Olivier Lagrand : Les solutions que nous mettons en place doivent s’adapter à des configurations très diverses, y compris sur chaque élément habituel du mix-produit. Il est ainsi évident que faire du forecasting dans l’automobile ou dans les services financiers nous entraîne dans un domaine qui a peu à voir avec celui de l’agroalimentaire par exemple. Les produits sur lesquels nous travaillons sont donc de natures très différentes, souvent complexes et techniques. Il est donc nécessaire de faire preuve d’une pédagogie bien dosée pour que le consommateur perçoive les bénéfices et la valeur de l’innovation qui lui est présentée. Outre le produit lui-même, les canaux de distribution ou les niveaux de prix que nous testons sont tout aussi variés. Voilà autant de raisons qui font que nous allons avoir globalement des approches plus flexibles que dans la grande consommation. Nous devons mesurer la performance de l’innovation sur des cibles et multiplier la lecture d’indicateurs prédictifs du court mais aussi du moyen terme lorsqu’il s’agit d’appréhender les chances de succès d’un nouveau concept. Une recommandation basée, par exemple, exclusivement sur l’intention d’achat aurait abouti à mettre au rebut bon nombre d’innovations.
L’urgence se fait-elle moins sentir dans le process d’innovation des biens durables ?
O. L. : Les projets qui nous occupent sont bien au contraire toujours très urgents ! Je pense que c’est la spécificité des tests d’innovation, quel que soit le secteur. Nous devons nous montrer extrêmement réactif parce qu’anticiper, c’est se donner la marge de temps nécessaire, en cas de décision de lancement, pour enclencher tout le processus qui doit suivre derrière. Nous nous situons dans des dimensions à la fois stratégique et tactique. Du stratégique en terme d’enjeu et une plongée immédiate dans l’action.

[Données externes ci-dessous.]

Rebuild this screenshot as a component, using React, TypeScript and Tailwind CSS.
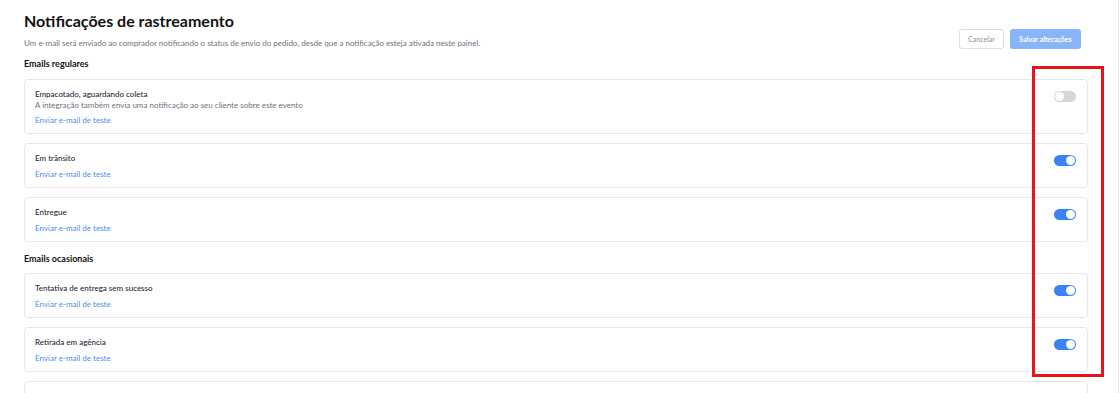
import { useState } from 'react';

type Notice = {
  id: string;
  title: string;
  description?: string;
  enabled: boolean;
};

const regular: Notice[] = [
  {
    id: 'packed',
    title: 'Empacotado, aguardando coleta',
    description: 'A integração também envia uma notificação ao seu cliente sobre este evento',
    enabled: false,
  },
  { id: 'transit', title: 'Em trânsito', enabled: true },
  { id: 'delivered', title: 'Entregue', enabled: true },
];

const occasional: Notice[] = [
  { id: 'failed', title: 'Tentativa de entrega sem sucesso', enabled: true },
  { id: 'pickup', title: 'Retirada em agência', enabled: true },
  { id: 'returned', title: 'Devolvido ao remetente', enabled: true },
];

function Toggle({ on, onChange }: { on: boolean; onChange: () => void }) {
  return (
    <button
      type="button"
      onClick={onChange}
      className={`relative mt-[2px] h-[11px] w-[22px] shrink-0 rounded-full ${on ? 'bg-[#3b82f6]' : 'bg-[#d4d6dc]'}`}
    >
      <span
        className={`absolute top-[1px] h-[9px] w-[9px] rounded-full bg-white ${on ? 'right-[1px]' : 'left-[1px]'}`}
      />
    </button>
  );
}

function NoticeCard({ notice, onToggle }: { notice: Notice; onToggle: () => void }) {
  return (
    <div className="flex items-start justify-between rounded-[4px] border border-[#e5e7eb] bg-white pt-[9px] pb-[7px] pl-[10px] pr-[11px]">
      <div className="flex flex-col">
        <span className="text-[8px] leading-[11px] font-medium text-[#1f2937]">{notice.title}</span>
        {notice.description && (
          <span className="text-[8px] leading-[11px] text-[#6b7280]">{notice.description}</span>
        )}
        <a className={`${notice.description ? 'mt-[4px]' : 'mt-[5px]'} text-[8px] leading-[11px] text-[#4b8bf5]`} href="#">
          Enviar e-mail de teste
        </a>
      </div>
      <Toggle on={notice.enabled} onChange={onToggle} />
    </div>
  );
}

export default function App() {
  const [state, setState] = useState<Record<string, boolean>>(() =>
    Object.fromEntries([...regular, ...occasional].map((n) => [n.id, n.enabled]))
  );

  const flip = (id: string) => setState((s) => ({ ...s, [id]: !s[id] }));

  return (
    <div className="relative min-h-screen w-[1120px] bg-white" style={{ fontFamily: 'Lato, "Noto Sans", sans-serif' }}>
      <div className="w-[1119px] border-r border-[#e5e7eb] pt-[10px] pb-6 pl-6 pr-[30px]">
        {/* Header */}
        <div className="flex items-end justify-between">
          <div>
            <h1 className="text-[16px] leading-[22px] font-bold text-[#111111]">Notificações de rastreamento</h1>
            <p className="mt-[6px] text-[8px] leading-[11px] text-[#6b7280]">
              Um e-mail será enviado ao comprador notificando o status de envio do pedido, desde que a notificação esteja ativada neste painel.
            </p>
          </div>
          <div className="mr-[7px] flex gap-[6px]">
            <button className="h-[20px] w-[45px] rounded-[3px] border border-[#dcdfe4] bg-white text-[7px] text-[#8a8f98]">
              Cancelar
            </button>
            <button className="h-[20px] w-[71px] rounded-[3px] bg-[#8ab4f8] text-[7px] font-bold text-white">
              Salvar alterações
            </button>
          </div>
        </div>

        {/* Emails regulares */}
        <h2 className="mt-[9px] text-[9px] leading-[11px] font-bold text-[#111111]">Emails regulares</h2>
        <div className="mt-[10px] flex flex-col gap-[9px]">
          {regular.map((n) => (
            <NoticeCard key={n.id} notice={{ ...n, enabled: state[n.id] }} onToggle={() => flip(n.id)} />
          ))}
        </div>

        {/* Emails ocasionais */}
        <h2 className="mt-[11px] text-[9px] leading-[11px] font-bold text-[#111111]">Emails ocasionais</h2>
        <div className="mt-[9px] flex flex-col gap-[9px]">
          {occasional.map((n) => (
            <NoticeCard key={n.id} notice={{ ...n, enabled: state[n.id] }} onToggle={() => flip(n.id)} />
          ))}
        </div>
      </div>

      {/* annotation highlight */}
      <div className="pointer-events-none absolute left-[1032px] top-[66px] h-[311px] w-[72px] border-[3px] border-[#e8141c]" />
    </div>
  );
}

Qu’est-ce qui fait qu’un succès est prévisible ?
O. L. : Prévoir le succès d’un bien durable ou d’un service à un horizon plus lointain, c’est tenter de comprendre avec le maximum de précision quel serait le cheminement de cette innovation si on la retrouvait sur le marché. Il est alors nécessaire de pouvoir identifier tous les signaux, même faibles, renvoyés par cette innovation auprès de la cible choisie pour déterminer son potentiel et la manière de l’accompagner pour le développer. Cela étant, le fait de découvrir et de comprendre une nouvelle technologie peut en soi nécessiter beaucoup de temps. Prenez l’exemple des écrans plats LCD. Il aura fallu des années pour qu’ils se démocratisent et remplacent finalement les tubes cathodiques. Je pense aussi à Nespresso qui a été mis sur le marché à la fin des années 1980 et qui n’a fini par s’installer et par s’imposer qu’après un long travail de diffusion et d’éducation. Il faut laisser le temps au marché de percevoir les bénéfices d’une innovation, qu’elle se diffuse, se recommande, même si tout cela a tendance à beaucoup s’accélérer avec Internet.
Qu’est-ce que le digital change justement le plus pour vous ?

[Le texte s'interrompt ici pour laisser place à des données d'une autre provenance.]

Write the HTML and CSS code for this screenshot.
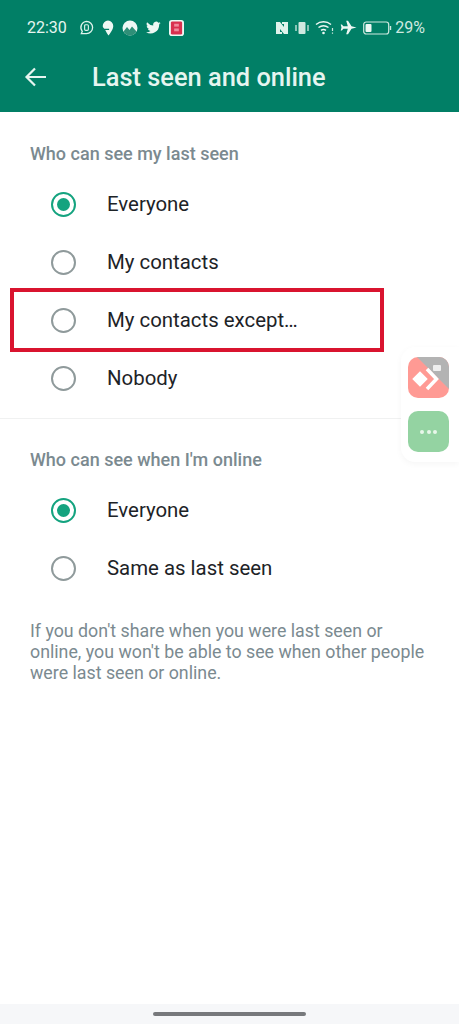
FILE: index.html
```html
<!DOCTYPE html>
<html lang="en">
<head>
    <meta charset="UTF-8">
    <meta name="viewport" content="width=device-width, initial-scale=1.0">
    <title>Last seen and online</title>
    <link rel="stylesheet" href="styles.css">
</head>
<body>
    <div class="header">
        <div class="status">
            <span class="time">22:30</span>
            <div class="status-left">
                <svg width="15" height="15" viewBox="0 0 16 16"><path d="M8 1.500a6.500 6.500 0 0 1 0 13H2.500l1-2.400A6.500 6.500 0 0 1 8 1.500z" fill="none" stroke="#dff3ec" stroke-width="1.400"/><rect x="6" y="5" width="4" height="6" rx="1.200" fill="none" stroke="#dff3ec" stroke-width="1.200"/></svg>
                <svg width="12" height="16" viewBox="0 0 13 17"><path d="M6.500 0.500a5.700 5.700 0 0 1 5.700 5.700c0 3.600-3.500 8.300-5.200 10.300C5.800 15 4.600 13 3.500 10.600h4.200V9.200H2.500C1.500 8.200.8 7.200.8 6.200A5.700 5.700 0 0 1 6.500.5z" fill="#eef8f4"/></svg>
                <svg width="16" height="16" viewBox="0 0 16 16"><circle cx="8" cy="8" r="7.500" fill="#eef8f4"/><path d="M1.500 11.500 5 7l2.500 3L10 6.500l4.500 5A7.500 7.500 0 0 1 8 15.500a7.500 7.500 0 0 1-6.500-4z" fill="#2f8f78"/></svg>
                <svg width="15" height="13" viewBox="0 0 24 20"><path d="M23.500 2.800a9.500 9.500 0 0 1-2.800.8A4.800 4.800 0 0 0 22.800 1a9.600 9.600 0 0 1-3 1.200 4.800 4.800 0 0 0-8.200 4.400A13.600 13.600 0 0 1 1.700 1.500a4.800 4.800 0 0 0 1.500 6.400 4.700 4.700 0 0 1-2.200-.6 4.800 4.800 0 0 0 3.900 4.700 4.800 4.800 0 0 1-2.200.1 4.800 4.800 0 0 0 4.500 3.300A9.600 9.600 0 0 1 0 17.400 13.600 13.600 0 0 0 21 5.300a9.700 9.700 0 0 0 2.500-2.500z" fill="#eef8f4"/></svg>
                <svg width="15" height="16" viewBox="0 0 16 17"><rect width="16" height="17" rx="3" fill="#eef8f4"/><rect x="2" y="1.500" width="12" height="14" rx="1.500" fill="#d9304f"/><rect x="5.500" y="4" width="5" height="3" fill="#f08a9c"/><rect x="5.500" y="9" width="5" height="3" fill="#f08a9c"/></svg>
            </div>
            <div class="status-right">
                <svg width="14" height="14" viewBox="0 0 14 14"><path d="M1 1h4l4 5V3H7V1h6v12H9L5 8v3h2v2H1z" fill="#dff3ec"/></svg>
                <svg width="14" height="14" viewBox="0 0 14 14"><rect x="3.500" y="1" width="7" height="12" rx="1" fill="#cfe9e0"/><path d="M1 4v6M13 4v6" stroke="#cfe9e0" stroke-width="1.300"/></svg>
                <svg width="19" height="15" viewBox="0 0 19 15"><path d="M1 4.500a12 12 0 0 1 15 0M3.500 7.500a8.500 8.500 0 0 1 10 0M6 10.300a4.500 4.500 0 0 1 5 0" fill="none" stroke="#eef8f4" stroke-width="1.500"/><circle cx="8.500" cy="13" r="1.300" fill="#eef8f4"/><path d="M17.500 8v3M17.500 12.500v1.200" stroke="#cfe9e0" stroke-width="1.200"/></svg>
                <svg width="17" height="15" viewBox="0 0 17 15"><path d="M16.500 7.500 11.500 6.300 8 .8H6.200l1.600 5.400H3.400L1.900 4.500H.7l.8 3-.8 3h1.200l1.500-1.700h4.400l-1.600 5.400H8l3.500-5.500z" fill="#eef8f4"/></svg>
                <svg width="29" height="14" viewBox="0 0 29 14"><rect x=".7" y="1" width="25" height="12" rx="2.500" fill="none" stroke="#cfe9e0" stroke-width="1.200"/><rect x="2.500" y="3" width="6" height="8" rx="1" fill="#eef8f4"/><path d="M27.500 5v4" stroke="#cfe9e0" stroke-width="1.400"/></svg>
                <span class="percent">29%</span>
            </div>
        </div>
        <div class="toolbar">
            <svg class="back" width="24" height="20" viewBox="0 0 24 20"><path d="M22 10H3M11 1.500 2.500 10 11 18.500" fill="none" stroke="#e6f5f0" stroke-width="2.200"/></svg>
            <h1>Last seen and online</h1>
        </div>
    </div>

    <div class="section section-first">
        <h2>Who can see my last seen</h2>
        <div class="row"><span class="radio checked"></span><span class="label">Everyone</span></div>
        <div class="row"><span class="radio"></span><span class="label">My contacts</span></div>
        <div class="row"><span class="radio"></span><span class="label">My contacts except…</span></div>
        <div class="row"><span class="radio"></span><span class="label">Nobody</span></div>
    </div>

    <div class="section section-second">
        <h2>Who can see when I'm online</h2>
        <div class="row"><span class="radio checked"></span><span class="label">Everyone</span></div>
        <div class="row"><span class="radio"></span><span class="label">Same as last seen</span></div>
        <p class="note">If you don't share when you were last seen or online, you won't be able to see when other people were last seen or online.</p>
    </div>

    <div class="highlight"></div>

    <div class="float-panel">
        <div class="float-btn btn-red">
            <svg width="41" height="41" viewBox="0 0 41 41"><path d="M41 32V7a7 7 0 0 0-7-7H9z" fill="#b3b3b3"/><rect x="6.500" y="16.500" width="11" height="11" transform="rotate(45 12 22)" fill="#fff"/><path d="M19 12l9.500 10L19 32" fill="none" stroke="#fff" stroke-width="3.500"/><rect x="25" y="8" width="8" height="6" rx="1" fill="#eee"/></svg>
        </div>
        <div class="float-btn btn-green"><span></span><span></span><span></span></div>
    </div>

    <div class="nav-bar"><div class="handle"></div></div>
</body>
</html>
```

FILE: styles.css
```css
html, body {
    height: 1024px;
}
body {
    font-family: Roboto, "Noto Sans", sans-serif;
    background-color: #ffffff;
    margin: 0;
    position: relative;
    display: flex;
    flex-direction: column;
    overflow: hidden;
}
.header {
    height: 112px;
    flex: none;
    background-color: #017f66;
    color: #e6f5f0;
}
.status {
    height: 56px;
    display: flex;
    align-items: center;
    padding: 0 34px 1px 27px;
    box-sizing: border-box;
}
.time {
    font-size: 16px;
    margin-right: 12px;
}
.status-left {
    display: flex;
    align-items: center;
    gap: 8px;
}
.status-right {
    margin-left: auto;
    display: flex;
    align-items: center;
    gap: 6px;
}
.percent {
    font-size: 16px;
    margin-left: -3px;
    color: #cfe9e0;
}
.toolbar {
    height: 42px;
    display: flex;
    align-items: center;
    padding-left: 24px;
}
.back {
    margin-right: 44px;
}
h1 {
    font-size: 25.4px;
    font-weight: 500;
    margin: 0;
}
.section-first {
    height: 307px;
    padding-top: 27px;
    box-sizing: border-box;
    border-bottom: 1px solid #f0f1f1;
}
.section-second {
    padding-top: 26px;
}
h2 {
    font-size: 18px;
    font-weight: 500;
    color: #7b8a90;
    margin: 0 0 7px 30px;
    height: 29px;
    display: flex;
    align-items: center;
}
.row {
    height: 58px;
    display: flex;
    align-items: center;
    padding-left: 51px;
}
.radio {
    width: 21px;
    height: 21px;
    border: 2px solid #8f9a9b;
    border-radius: 50%;
    margin-right: 31px;
    position: relative;
    flex: none;
}
.radio.checked {
    border-color: #14a37f;
}
.radio.checked::after {
    content: "";
    position: absolute;
    top: 4px;
    left: 4px;
    width: 13px;
    height: 13px;
    border-radius: 50%;
    background: #14a37f;
}
.label {
    font-size: 20.4px;
    color: #1d2327;
}
.note {
    font-size: 17.8px;
    line-height: 21px;
    color: #7b8a90;
    margin: 23px 28px 0 30px;
}
.highlight {
    position: absolute;
    left: 10px;
    top: 288px;
    width: 374px;
    height: 64px;
    box-sizing: border-box;
    border: 4px solid #d9142f;
}
.float-panel {
    position: absolute;
    right: 0;
    top: 347px;
    width: 58px;
    height: 115px;
    padding: 10px 0 0 7px;
    box-sizing: border-box;
    background: #fff;
    border-radius: 14px 0 0 14px;
    box-shadow: 0 2px 6px rgba(0, 0, 0, 0.04);
    display: flex;
    flex-direction: column;
    gap: 13px;
}
.float-btn {
    width: 41px;
    height: 41px;
    border-radius: 10px;
    overflow: hidden;
}
.btn-red {
    background: #ff9a94;
}
.btn-green {
    background: #94d3a2;
    display: flex;
    align-items: center;
    justify-content: center;
    gap: 2.5px;
}
.btn-green span {
    width: 4px;
    height: 4px;
    border-radius: 50%;
    background: #e8f7ea;
}
.nav-bar {
    margin-top: auto;
    height: 20px;
    flex: none;
    background: #f6f7f9;
    display: flex;
    justify-content: center;
    padding-top: 8px;
    box-sizing: border-box;
}
.handle {
    width: 153px;
    height: 4px;
    border-radius: 2px;
    background: #77797c;
}
```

O. L. : Une des dimensions qui s’impose aujourd’hui, tient au fait que le consommateur est quasiment en situation de sur-information et de sur-éducation, sur des sources aussi différentes que des sites d’annonceurs ou de review. Il va donc falloir refléter ce niveau d’information. Ce qui veut dire aussi adapter nos questionnaires, en intégrant des questions propres aux cibles pertinentes et aux univers concernés. Il est aujourd’hui difficile pour les marques de contrôler le bruit digital et il est peut-être encore plus difficile pour le consommateur de digérer une information quasi infinie et souvent partiale. D’un point de vue étude, on se heurte à une équation complexe à plusieurs inconnues. Tout d’abord, il s’agit d’anticiper l’accueil du produit sur la Toile : comment le lancement va-t-il être repris sur Internet ? Dans quelle mesure le buzz va-t-il faire caisse de résonance et dans quelle direction ? Nous intégrons aujourd’hui de plus en plus fréquemment des indicateurs prédictifs de la capacité d’un produit à générer du buzz, ce qui améliore la qualité de nos prévisions. Ensuite, il faut être en mesure d’anticiper l’univers concurrentiel : avec quels produits l’offre testée va-t-elle se trouver réellement comparée ? Les approches Vantis intègrent l’univers concurrentiel lorsque cela est pertinent, mais sa définition est plus complexe qu’auparavant. Enfin, il devient de plus en plus compliqué de maîtriser l’impact des investissements marketings de sa marque et – plus encore – de ses concurrents : que vaut 1€ investi sur le web par rapport à un média traditionnel ? Combien d’unités mon concurrent a-t-il vendu ? Ce défi est avant tout pour nos clients, mais une société comme Ipsos, par ses différentes expertises, peut les aider à y voir plus clair.